## [Aim]
Print the lines of the listing below verbatim from its first line through the line bearing "<note-layer></note-layer>". Any pictures are to be omitted.

## [Stored data]

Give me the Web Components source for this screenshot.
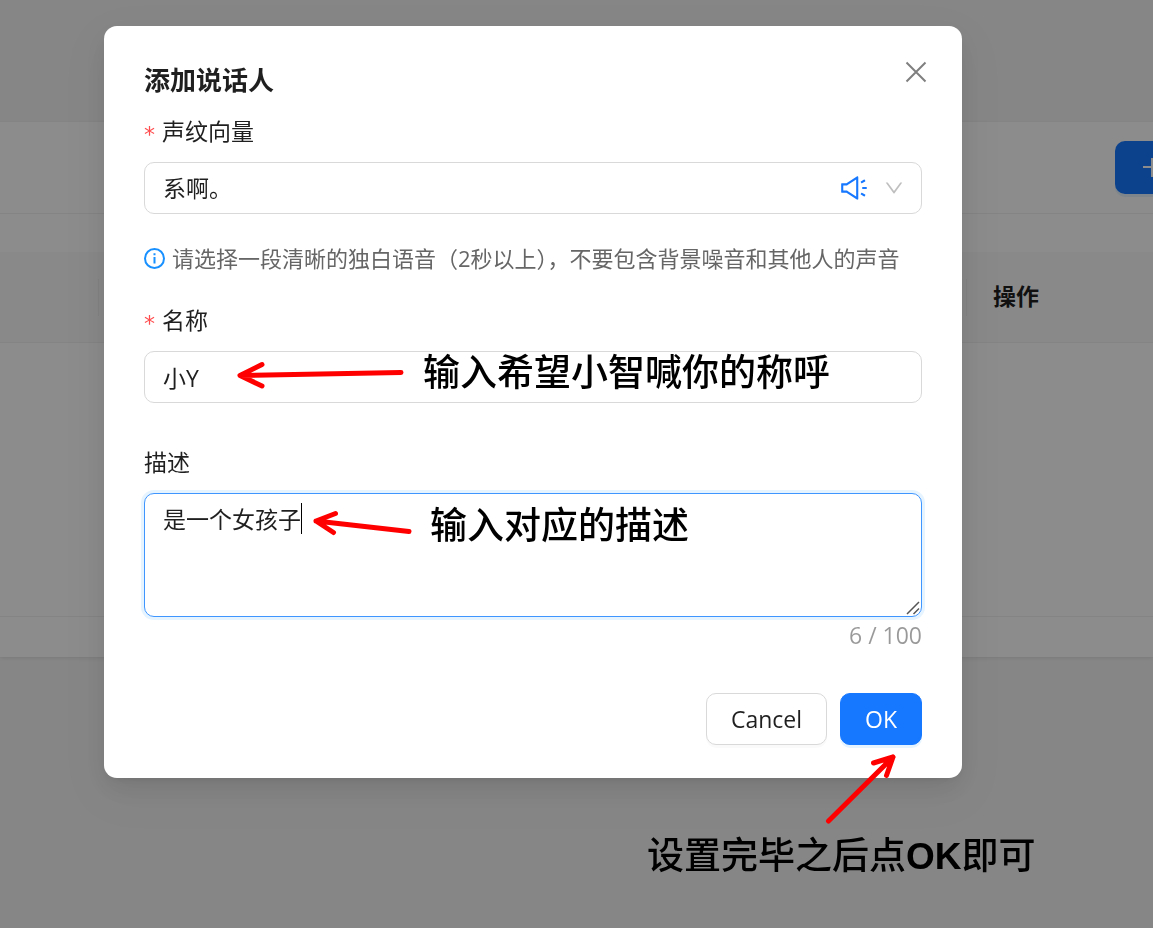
<!DOCTYPE html>
<html lang="zh-CN">
<head>
<meta charset="utf-8">
<meta name="viewport" content="width=device-width, initial-scale=1">
<title>添加说话人</title>
<style>
  html, body {
    height: 100%;
    margin: 0;
  }
  body {
    position: relative;
    overflow: hidden;
    background: #f5f5f5;
    color: rgba(0, 0, 0, 0.88);
    font-family: "Open Sans", "Noto Sans CJK SC", sans-serif;
    font-size: 23px;
    line-height: 36px;
  }
</style>
</head>
<body>
<speaker-page></speaker-page>

<modal-dialog heading="添加说话人">
  <voice-select label="声纹向量" value="系啊。"></voice-select>
  <hint-line>请选择一段清晰的独白语音（2秒以上），不要包含背景噪音和其他人的声音</hint-line>
  <text-field label="名称" value="小Y"></text-field>
  <text-area-field label="描述" value="是一个女孩子" max="100"></text-area-field>
  <action-button slot="footer">Cancel</action-button>
  <action-button slot="footer" primary>OK</action-button>
</modal-dialog>

<note-layer></note-layer>

<script>
const resetStyles = `
  *, *::before, *::after { box-sizing: border-box; }
  button, input, select, textarea {
    margin: 0;
    font: inherit;
    color: inherit;
  }
  svg { display: block; }
`;

const fieldStyles = `
  ${resetStyles}
  :host { display: block; }
  .label {
    display: flex;
    height: 36px;
    margin-bottom: 13px;
  }
  .star {
    width: 18px;
    color: #ff4d4f;
    font-family: "DejaVu Sans", sans-serif;
    font-size: 22px;
    line-height: 44px;
  }
  .box {
    display: flex;
    align-items: center;
    width: 100%;
    height: 52px;
    padding: 0 16px 0 18px;
    border: 1px solid #d9d9d9;
    border-radius: 10px;
    background: #fff;
  }
`;

// page behind the dialog
class SpeakerPage extends HTMLElement {
  constructor() {
    super();
    this.attachShadow({ mode: "open" });
  }

  connectedCallback() {
    this.shadowRoot.innerHTML = `
      <style>
        ${resetStyles}
        :host {
          display: block;
          padding: 122px 0 10px;
          overflow: hidden;
        }
        section {
          padding-bottom: 40px;
          background: #fff;
          box-shadow: 0 2px 4px rgba(0, 0, 0, 0.06), 0 0 2px rgba(0, 0, 0, 0.06);
        }
        header {
          display: flex;
          justify-content: flex-end;
          padding: 19px 0;
          border-bottom: 1px solid #f0f0f0;
        }
        button {
          width: 38px;
          height: 53px;
          padding: 0 0 0 26px;
          border: 0;
          border-radius: 10px 0 0 10px;
          overflow: hidden;
          background: #1677ff;
          color: #fff;
          box-shadow: 0 3px 0 rgba(5, 145, 255, 0.1);
        }
        table {
          width: 100%;
          margin-top: 38px;
          border-collapse: separate;
          border-spacing: 0;
          table-layout: fixed;
        }
        .first { width: 99px; }
        .last { width: 186px; }
        th {
          height: 91px;
          padding: 0 26px 3px;
          border-bottom: 1px solid #f0f0f0;
          background: #fafafa;
          text-align: left;
          font-weight: 700;
        }
        th:not(:last-child) {
          background: linear-gradient(#f0f0f0, #f0f0f0) right center / 1px 37px no-repeat #fafafa;
        }
        td {
          height: 274px;
          border-bottom: 1px solid #f0f0f0;
        }
      </style>
      <section>
        <header>
          <button type="button" aria-label="add">
            <svg width="12" height="23" viewBox="0 0 12 23" fill="none" stroke="currentColor" stroke-width="2">
              <path d="M11 2v19M2 11h10"/>
            </svg>
          </button>
        </header>
        <table>
          <colgroup><col class="first"><col><col class="last"></colgroup>
          <thead><tr><th></th><th></th><th>操作</th></tr></thead>
          <tbody><tr><td></td><td></td><td></td></tr></tbody>
        </table>
      </section>
    `;
  }
}

class ModalDialog extends HTMLElement {
  constructor() {
    super();
    this.attachShadow({ mode: "open" });
  }

  connectedCallback() {
    const heading = this.getAttribute("heading") || "";
    this.shadowRoot.innerHTML = `
      <style>
        ${resetStyles}
        :host {
          display: block;
          position: fixed;
          inset: 0;
          padding: 26px 191px 26px 104px;
          background: rgba(0, 0, 0, 0.45);
        }
        .panel {
          padding: 34px 40px 33px;
          border-radius: 13px;
          background: #fff;
          box-shadow: 0 10px 26px rgba(0, 0, 0, 0.08), 0 5px 10px -6px rgba(0, 0, 0, 0.12), 0 15px 46px 13px rgba(0, 0, 0, 0.05);
        }
        header {
          display: flex;
          justify-content: space-between;
          align-items: flex-start;
          margin-bottom: 13px;
        }
        h1 {
          margin: 0;
          font-size: 26px;
          line-height: 40px;
          font-weight: 700;
        }
        .close {
          margin-right: -6px;
          padding: 0;
          border: 0;
          background: none;
          color: rgba(0, 0, 0, 0.5);
        }
        footer {
          display: flex;
          justify-content: flex-end;
          gap: 13px;
          margin-top: 40px;
        }
      </style>
      <div class="panel" role="dialog" aria-labelledby="heading">
        <header>
          <h1 id="heading">${heading}</h1>
          <button class="close" type="button" aria-label="Close">
            <svg width="24" height="24" viewBox="0 0 24 24" fill="none" stroke="currentColor" stroke-width="2">
              <path d="M2.500 2.500l19 19M21.500 2.500l-19 19"/>
            </svg>
          </button>
        </header>
        <slot></slot>
        <footer><slot name="footer"></slot></footer>
      </div>
    `;
  }
}

class VoiceSelect extends HTMLElement {
  constructor() {
    super();
    this.attachShadow({ mode: "open" });
  }

  connectedCallback() {
    const label = this.getAttribute("label") || "";
    const value = this.getAttribute("value") || "";
    this.shadowRoot.innerHTML = `
      <style>
        ${fieldStyles}
        select {
          flex: 1;
          min-width: 0;
          height: 36px;
          padding: 0;
          border: 0;
          outline: 0;
          background: none;
          appearance: none;
        }
        button {
          margin-right: 14px;
          padding: 0;
          border: 0;
          background: none;
          color: #1677ff;
        }
        .arrow { color: rgba(0, 0, 0, 0.25); }
      </style>
      <label class="label" for="voice"><span class="star">*</span>${label}</label>
      <div class="box">
        <select id="voice"><option>${value}</option></select>
        <button type="button" aria-label="play">
          <svg width="30" height="30" viewBox="0 0 1024 1024" fill="currentColor">
            <path d="M625.900 115c-5.900 0-11.900 1.600-17.400 5.300L254 352H90c-8.800 0-16 7.200-16 16v288c0 8.800 7.200 16 16 16h164l354.500 231.700c5.500 3.600 11.600 5.300 17.400 5.300 16.700 0 32.100-13.300 32.100-32.100V147.100c0-18.800-15.400-32.100-32.100-32.100zM586 803L293.400 611.700l-18-11.700H146V424h129.400l17.900-11.700L586 221v582zm348-327H806c-8.800 0-16 7.200-16 16v40c0 8.800 7.200 16 16 16h128c8.800 0 16-7.200 16-16v-40c0-8.800-7.200-16-16-16zm-41.900 261.800l-110.300-63.700a15.900 15.900 0 0 0-21.700 5.900l-19.900 34.500c-4.400 7.600-1.800 17.400 5.800 21.800L856.300 800a15.900 15.900 0 0 0 21.700-5.900l19.900-34.500c4.400-7.600 1.700-17.400-5.800-21.800zM760 344a15.900 15.900 0 0 0 21.700 5.900L892 286.200c7.600-4.400 10.200-14.200 5.800-21.800L878 230a15.900 15.900 0 0 0-21.700-5.900L746 287.800a15.900 15.900 0 0 0-5.800 21.800L760 344z"/>
          </svg>
        </button>
        <svg class="arrow" width="22" height="22" viewBox="0 0 1024 1024" fill="currentColor">
          <path d="M884 256h-75c-5.100 0-9.900 2.500-12.900 6.600L512 654.200 227.900 262.600c-3-4.100-7.800-6.600-12.900-6.600h-75c-6.500 0-10.300 7.400-6.500 12.700l352.600 486.100c12.800 17.600 39 17.600 51.700 0l352.600-486.100c3.900-5.300.1-12.700-6.400-12.700z"/>
        </svg>
      </div>
    `;
  }
}

class HintLine extends HTMLElement {
  constructor() {
    super();
    this.attachShadow({ mode: "open" });
  }

  connectedCallback() {
    this.shadowRoot.innerHTML = `
      <style>
        ${resetStyles}
        :host {
          display: flex;
          align-items: center;
          gap: 7px;
          margin: 26px 0;
          color: #666;
          font-size: 22px;
        }
        svg { flex: none; }
      </style>
      <svg width="21" height="21" viewBox="0 0 21 21" fill="none" stroke="#1890ff" stroke-width="2">
        <circle cx="10.500" cy="10.500" r="9.500"/>
        <path d="M10.500 9v6.500M10.500 5.200v2"/>
      </svg>
      <span><slot></slot></span>
    `;
  }
}

class TextField extends HTMLElement {
  constructor() {
    super();
    this.attachShadow({ mode: "open" });
  }

  connectedCallback() {
    const label = this.getAttribute("label") || "";
    const value = this.getAttribute("value") || "";
    this.shadowRoot.innerHTML = `
      <style>
        ${fieldStyles}
        :host { margin-bottom: 41px; }
      </style>
      <label class="label" for="name"><span class="star">*</span>${label}</label>
      <input class="box" id="name" type="text" value="${value}">
    `;
  }
}

class TextAreaField extends HTMLElement {
  constructor() {
    super();
    this.attachShadow({ mode: "open" });
  }

  connectedCallback() {
    const label = this.getAttribute("label") || "";
    const value = this.getAttribute("value") || "";
    const max = this.getAttribute("max") || "";
    this.shadowRoot.innerHTML = `
      <style>
        ${fieldStyles}
        .area { position: relative; }
        textarea.box {
          display: block;
          height: 124px;
          padding: 7px 18px;
          border-color: #4096ff;
          outline: 0;
          box-shadow: 0 0 0 3px rgba(5, 145, 255, 0.1);
          resize: none;
        }
        .grip {
          position: absolute;
          right: 2px;
          bottom: 2px;
        }
        .caret {
          position: absolute;
          top: 10px;
          left: calc(19px + ${value.length}em);
          width: 1px;
          height: 31px;
          background: #000;
        }
        .caret[hidden] { display: none; }
        .count {
          color: rgba(0, 0, 0, 0.4);
          text-align: right;
        }
      </style>
      <label class="label" for="desc">${label}</label>
      <div class="area">
        <textarea class="box" id="desc" maxlength="${max}">${value}</textarea>
        <span class="caret"></span>
        <svg class="grip" width="14" height="14" viewBox="0 0 14 14" fill="none" stroke="#555" stroke-width="1.500">
          <path d="M1 13L13 1M7.500 13L13 7.500"/>
        </svg>
      </div>
      <div class="count">${value.length} / ${max}</div>
    `;
    const textarea = this.shadowRoot.querySelector("textarea");
    textarea.addEventListener("input", this._onInput.bind(this));
  }

  _onInput(event) {
    const count = this.shadowRoot.querySelector(".count");
    count.textContent = `${event.target.value.length} / ${this.getAttribute("max")}`;
    this.shadowRoot.querySelector(".caret").hidden = true;
  }
}

class ActionButton extends HTMLElement {
  constructor() {
    super();
    this.attachShadow({ mode: "open" });
  }

  connectedCallback() {
    this.shadowRoot.innerHTML = `
      <style>
        ${resetStyles}
        :host { display: block; }
        button {
          height: 52px;
          padding: 0 24px;
          border: 1px solid #d9d9d9;
          border-radius: 10px;
          background: #fff;
          box-shadow: 0 3px 0 rgba(0, 0, 0, 0.02);
        }
        :host([primary]) button {
          border-color: #1677ff;
          background: #1677ff;
          color: #fff;
          box-shadow: 0 3px 0 rgba(5, 145, 255, 0.1);
        }
      </style>
      <button type="button"><slot></slot></button>
    `;
  }
}

// notes and arrows, placed freely on top of everything
class NoteLayer extends HTMLElement {
  constructor() {
    super();
    this.attachShadow({ mode: "open" });
  }

  connectedCallback() {
    this.shadowRoot.innerHTML = `
      <style>
        ${resetStyles}
        :host {
          display: block;
          position: absolute;
          inset: 0;
          overflow: hidden;
          pointer-events: none;
          color: #000;
          font-family: "Liberation Sans", "Noto Sans CJK SC", sans-serif;
          font-size: 37px;
          line-height: 48px;
          font-weight: 500;
        }
        p {
          position: absolute;
          margin: 0;
          white-space: nowrap;
        }
        .name { left: 423px; top: 350px; }
        .desc { left: 430px; top: 503px; }
        .done { left: 647px; top: 833px; }
        b { font-weight: 700; }
      </style>
      <svg width="100%" height="100%" fill="none" stroke="#f00" stroke-width="5" stroke-linecap="round" stroke-linejoin="round">
        <path d="M401 372.500L240 375.500M262 364.500L240 375.500L262 386"/>
        <path d="M409 531.500L316 521M335.500 513.500L316 521L333.500 532.500"/>
        <path d="M828.500 821L893 757M873.500 763L893 757L886.500 775.500"/>
      </svg>
      <p class="name">输入希望小智喊你的称呼</p>
      <p class="desc">输入对应的描述</p>
      <p class="done">设置完毕之后点<b>OK</b>即可</p>
    `;
  }
}

customElements.define("speaker-page", SpeakerPage);
customElements.define("modal-dialog", ModalDialog);
customElements.define("voice-select", VoiceSelect);
customElements.define("hint-line", HintLine);
customElements.define("text-field", TextField);
customElements.define("text-area-field", TextAreaField);
customElements.define("action-button", ActionButton);
customElements.define("note-layer", NoteLayer);
</script>
</body>
</html>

## [Written solution]
Give me the Web Components source for this screenshot.
<!DOCTYPE html>
<html lang="zh-CN">
<head>
<meta charset="utf-8">
<meta name="viewport" content="width=device-width, initial-scale=1">
<title>添加说话人</title>
<style>
  html, body {
    height: 100%;
    margin: 0;
  }
  body {
    position: relative;
    overflow: hidden;
    background: #f5f5f5;
    color: rgba(0, 0, 0, 0.88);
    font-family: "Open Sans", "Noto Sans CJK SC", sans-serif;
    font-size: 23px;
    line-height: 36px;
  }
</style>
</head>
<body>
<speaker-page></speaker-page>

<modal-dialog heading="添加说话人">
  <voice-select label="声纹向量" value="系啊。"></voice-select>
  <hint-line>请选择一段清晰的独白语音（2秒以上），不要包含背景噪音和其他人的声音</hint-line>
  <text-field label="名称" value="小Y"></text-field>
  <text-area-field label="描述" value="是一个女孩子" max="100"></text-area-field>
  <action-button slot="footer">Cancel</action-button>
  <action-button slot="footer" primary>OK</action-button>
</modal-dialog>

<note-layer></note-layer>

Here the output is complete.